“You can complain because roses have thorns, or you can rejoice because thorns have roses” –
ZIGGY, CHARACTER IN A COMIC STRIP BY TOM WILSON
All the good that you have in life is a “gift” that is given to you and cannot be taken for granted. Also, living with an attitude of gratitude really matters, not just for your moment to moment wellbeing but also in the long run.
Attitude of gratitude
Our language reflects our thoughts and our thoughts and words shape our future experiences. Grateful people use words like gifts, blessed, fortunate and blessings whereas less grateful people are more inclined towards words like burdens, deprivation and complaints. However, it is possible to shift our mindset and incline it towards positive emotions and move from self-critical talk to one that is supportive and nourishing.

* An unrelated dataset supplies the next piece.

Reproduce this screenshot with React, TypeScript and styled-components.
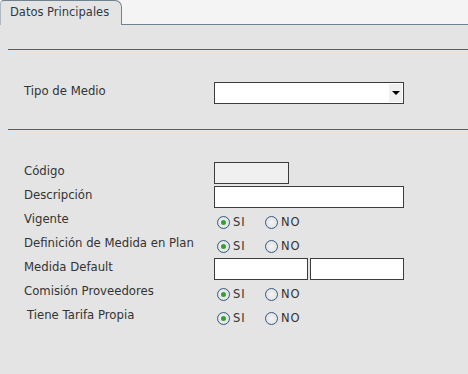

There are many different ways of expressing gratitude- whether through a simple thank you, a card, a favour in return. No matter how you express it, just by doing this and noticing the moments when you feel gratitude rewires your brain for the better. Using your gratitude muscle repeatedly, expressing and accepting gratitude from others can strengthen your relationships and contribute to your wellbeing.
One of the most beautiful things about living a life filled with gratitude is having days when you realise that it is would enough just to be alive. On top of that, if we are able to live a good life, have a loving family, a body which is healthy, the gifts can keep adding up.
The flow of gifts
Think for a moment about your life’s “gifts”. This could be simple everyday pleasures, your loved ones and your relationships, natural beauty around you, your personal strengths or gestures of kindness. If you do not yet think of these as “gifts”, repeat the word “gift” or use a phrase “I have been gifted” whenever you notice these moments in your life.
At the same time, enrich the gift by savouring it, relishing the experience and enjoy it without taking it for granted. Notice any other unexpected gifts that have come your way. Think of yourself as the receiver as well as the channel for the gifts that you receive so that it may flow through you to others around you.
Here are five ways to train your brain to practice more gratitude:
1. Take time to notice what’s around you
Start by paying attention to the present moment. The more often that you tune into your awareness, the greater the chances that you will notice all the good that is around you to feel grateful for. Being mindful of all the opportunities that present itself every day allows us to generate gratitude just by noticing them.
2. Practice gratitude for the little things
It is easy to remember to be grateful for the big things and occasions in our life- like getting married, graduation, but it can be more difficult to feel grateful for all the little things that we do every day. By finding opportunities to feel grateful for in the small moments makes our life a more fulfilling and enriching experience.
3. Share Your Gratitude with Others
Research has found that expressing gratitude can strengthen relationships. So the next time your acquaintance, friend or family member does something you appreciate, be sure to let them know.
4. Use your Senses
Our senses—the ability to touch, see, smell, taste, and hear—help us to appreciate and tune in to the miraculous gifts we walk around with each day. Seen through the lens of gratitude, the human body is an amazing construction but also a gift.
5. Go through the motions
Grateful motions include smiling, saying thank you and writing letters of gratitude to others. By doing this, you will be able to trigger the emotions of gratitude more often.
Growing in gratitude
Training our minds to practice gratitude more often is possible if we are mindful of ourselves, each other, and our environment. However, it does not require a lot of time, a special journal, to go on a retreat to do so. All you need is a greater awareness of what you already have in your life rather than focusing only on what you do not.
These are some things that you need to keep in mind
Be receptive to all the good that you have in your life without feeling that you should deserve or work towards it
Learn to accept the good in your life without feeling indebted, embarrassed or inferior
Have the grace to recognise that the gift has been given freely out of compassion, generosity and love even if you have not worked towards it or feel like you deserve it.
Lastly, realise that no one can feel grateful all the time. Even when you know it is good for you it is not possible to be grateful at all times. Acknowledge how you feel and continue to find ways to pay attention to your life.
Make healthier choices
And finally, research shows that grateful people have fewer health complaints. More importantly, practicing gratitude allows us to deal with health issues in a more effective manner. One of the primary mechanisms by which this takes place is by moving us from a sympathetic (fight or flight) nervous system mode to a parasympathetic (rest and digest) nervous system mode. In this manner, having a practice of gratitude can help calm the body and contribute to an overall feeling of relaxation.
However, for me, the most important benefit of practicing gratitude is that it also encourages us to fuel our bodies with nourishing foods and put in place healthy boundaries and self care practices like regular movement and rest. In other words, grateful people are better equipped to engage in healthy activities and prevent more serious health issues in the long run.